Менжинский задумался, потом решительным жестом хлопнул слегка по столешнице.

— Приглашайте Шульгина, разработайте маршрут, только не нужно, чтобы все шло гладко, без сучка без задоринки. А то это может показаться подозрительным. И попрошу вас еще раз поискать сына Шульгина, подключите милицию, Наркомздрав, наведите справки у бывших сослуживцев, соседей, словом, сделайте все, что возможно. Если бы это удалось, более рьяного защитника для «Треста» не придумать.

И еще: хорошо бы, чтобы после своего путешествия Шульгин не ограничился устным восхвалением «Треста» в узком кругу руководителей эмиграции, но написал книгу. Он хороший журналист, я полагаю, такая книга принесла бы нам сегодня большую пользу…

Василий Витальевич Шульгин был видным деятелем царской России в последнее десятилетие. В прошлом богатый помещик Волынской губернии, депутат Государственной думы и издатель, он являлся в некотором роде фигурой исторической: вместе с А. И. Гучковым присутствовал при отречении Николая II от престола. Шульгин был убежденным монархистом, но не оголтелым, от других эмигрантов его отличала прежде всего трезвость взглядов.

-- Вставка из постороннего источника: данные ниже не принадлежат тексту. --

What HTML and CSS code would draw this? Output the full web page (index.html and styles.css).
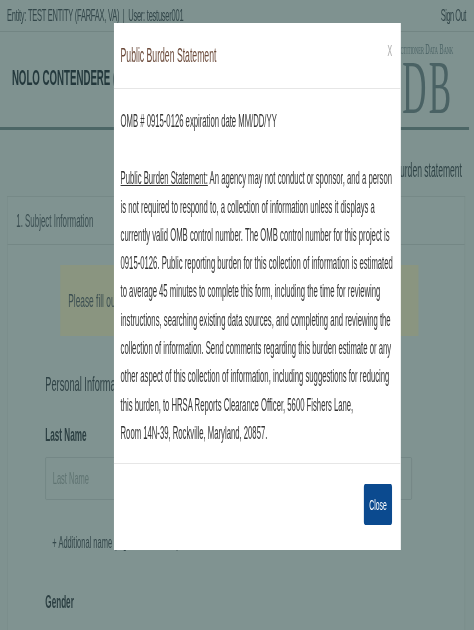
FILE: index.html
```html
<!DOCTYPE html>
<html lang="en">
<head>
<meta charset="utf-8">
<title>Public Burden Statement</title>
<link rel="stylesheet" href="styles.css">
</head>
<body>
<div class="stage">
  <header class="topbar">
    <div class="entity">Entity: TEST ENTITY (FARFAX, VA) &nbsp;|&nbsp; User: testuser001</div>
    <div class="signout">Sign Out</div>
  </header>
  <div class="brand">
    <h1 class="title">NOLO CONTENDERE (</h1>
    <div class="logo">
      <div class="logo-sub">Practitioner Data Bank</div>
      <div class="logo-mark">PDB</div>
    </div>
  </div>
  <div class="burden-row">Public burden statement</div>
  <main class="panel">
    <div class="panel-head">1. Subject Information</div>
    <div class="alert">Please fill out the form below</div>
    <h2 class="section">Personal Information</h2>
    <label class="field-label">Last Name</label>
    <div class="input">Last Name</div>
    <div class="add-name">+ Additional name (e.g. maiden name)</div>
    <label class="field-label gender">Gender</label>
  </main>

  <section class="modal">
    <div class="modal-head">
      <span class="modal-title">Public Burden Statement</span>
      <span class="modal-x">x</span>
    </div>
    <div class="modal-body">
      <p class="omb">OMB # 0915-0126 expiration date MM/DD/YY</p>
      <p class="statement"><u>Public Burden Statement:</u> An agency may not conduct or sponsor, and a person<br>is not required to respond to, a collection of information unless it displays a<br>currently valid OMB control number. The OMB control number for this project is<br>0915-0126. Public reporting burden for this collection of information is estimated<br>to average 45 minutes to complete this form, including the time for reviewing<br>instructions, searching existing data sources, and completing and reviewing the<br>collection of information. Send comments regarding this burden estimate or any<br>other aspect of this collection of information, including suggestions for reducing<br>this burden, to HRSA Reports Clearance Officer, 5600 Fishers Lane,<br>Room 14N-39, Rockville, Maryland, 20857.</p>
    </div>
    <div class="modal-foot">
      <button class="close-btn">Close</button>
    </div>
  </section>
</div>
</body>
</html>
```
FILE: styles.css
```css
html, body {
  margin: 0;
  padding: 0;
  width: 474px;
  height: 630px;
  overflow: hidden;
  background: #7c8f8d;
}
.stage {
  position: relative;
  width: 1077px;
  height: 630px;
  overflow: hidden;
  transform: scaleX(0.44);
  transform-origin: 0 0;
  filter: blur(0.35px);
  background: #7f9290;
  color: #2b3b3d;
  font-family: "Liberation Sans", Arial, sans-serif;
  font-size: 17.5px;
}
.topbar {
  display: flex;
  justify-content: space-between;
  align-items: center;
  height: 31px;
  padding: 0 18px 0 16px;
  border-bottom: 1px solid #728583;
  color: #33474a;
  font-size: 17px;
}
.entity { letter-spacing: -0.53px; }
.signout { letter-spacing: -1.1px; }
.brand {
  display: flex;
  justify-content: space-between;
  height: 95px;
  margin-right: 11px;
  padding: 0 36px 0 27px;
  border-bottom: 3px solid #4c6666;
}
.title {
  margin: 34px 0 0;
  font-size: 22px;
  line-height: 24px;
  font-weight: 700;
  color: #23383c;
}
.logo { text-align: right; color: #4a6264; font-family: "Liberation Serif", serif; }
.logo-sub { margin-top: 11px; font-size: 14px; font-variant: small-caps; line-height: 14px; white-space: nowrap; }
.logo-mark { margin-top: -2px; font-size: 76px; line-height: 64px; letter-spacing: 5px; }
.burden-row {
  height: 66px;
  line-height: 80px;
  padding-right: 27px;
  text-align: right;
  font-size: 19.5px;
  color: #2f4346;
}
.panel {
  margin: 0 20px 0 16px;
  height: 440px;
  border-top: 1px solid #768987;
  border-left: 1px solid #768987;
  border-right: 1px solid #768987;
  background: #809391;
}
.panel-head {
  height: 47px;
  line-height: 48px;
  padding-left: 20px;
  border-bottom: 1px solid #748785;
  color: #3b4f52;
  font-size: 18px;
}
.alert {
  height: 71px;
  line-height: 72px;
  margin: 20px 105px 0 120px;
  padding-left: 18px;
  background: #8a9580;
  color: #3d5052;
  font-size: 19px;
}
.section {
  margin: 36px 0 0 86px;
  font-size: 21px;
  line-height: 24px;
  font-weight: 400;
  color: #2f4346;
}
.field-label {
  display: block;
  margin: 27px 0 0 86px;
  font-size: 18.5px;
  line-height: 24px;
  font-weight: 700;
  color: #2b3f42;
}
.input {
  height: 41px;
  line-height: 41px;
  margin: 10px 120px 0 86px;
  padding-left: 16px;
  border: 1px solid #6f8381;
  border-radius: 2px;
  color: #5f7472;
  font-size: 17px;
}
.add-name {
  margin: 31px 0 0 102px;
  line-height: 24px;
  font-size: 17px;
  color: #33474a;
}
.gender { margin-top: 35px; }

.modal {
  position: absolute;
  left: 259px;
  top: 23px;
  width: 652px;
  height: 527px;
  display: flex;
  flex-direction: column;
  background: #fff;
  color: #333;
}
.modal-head {
  display: flex;
  justify-content: space-between;
  align-items: center;
  height: 65px;
  padding: 0 20px 0 15px;
  border-bottom: 1px solid #e6e6e6;
}
.modal-title { font-size: 19.7px; color: #6b4a3a; }
.modal-x { font-size: 21px; color: #b4b4b4; margin-top: -14px; }
.modal-body {
  flex: 1;
  padding: 0 15px;
  border-bottom: 1px solid #e6e6e6;
  white-space: nowrap;
}
.modal-body p { margin: 0; line-height: 28.3px; }
.omb { padding-top: 18px; }
.statement { padding-top: 29px; }
.modal-foot {
  display: flex;
  justify-content: flex-end;
  height: 66px;
  padding: 20px 20px 0 0;
}
.close-btn {
  width: 64px;
  height: 41px;
  padding: 0;
  border: 0;
  border-radius: 3px;
  background: #0b4a8f;
  color: #fff;
  font: 15.5px "Liberation Sans", Arial, sans-serif;
}
```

В ночь на 23 декабря 1925 года Шульгин, отрастивший длинную седую бороду и одетый в долгополое пальто, что делало его, по собственным словам, похожим на старого раввина, перешел с помощью людей «Треста» границу. Он побывал в Киеве, с которым были связаны многие годы его жизни и политической деятельности, и в Москве. На подмосковной даче Шульгин встретился с двумя, можно сказать, постоянными представителями Кутепова при «Тресте», известными как супруги Красноштановы. Это были Мария Владиславовна Захарченко-Шульц и ее муж Георгий Николаевич Радкевич. В начале февраля 1926 года Шульгин, так ничего не узнав о судьбе своего сына, вернулся в Варшаву.

Путешествие Шульгина было умело обставлено в духе «опасности», рискованных «приключений», многозначительных встреч и т. п. Надо отдать должное Шульгину — он проявил себя смелым человеком, поскольку и понятия не имел, что все эти опасности лишь инсценировка.

Вернувшись за кордон, Шульгин заявил:

— Я убедился, что русский народ жив и не собирается умирать… Все, что было обещано «Трестом», выполнено, это хорошо организованный и точно функционирующий механизм.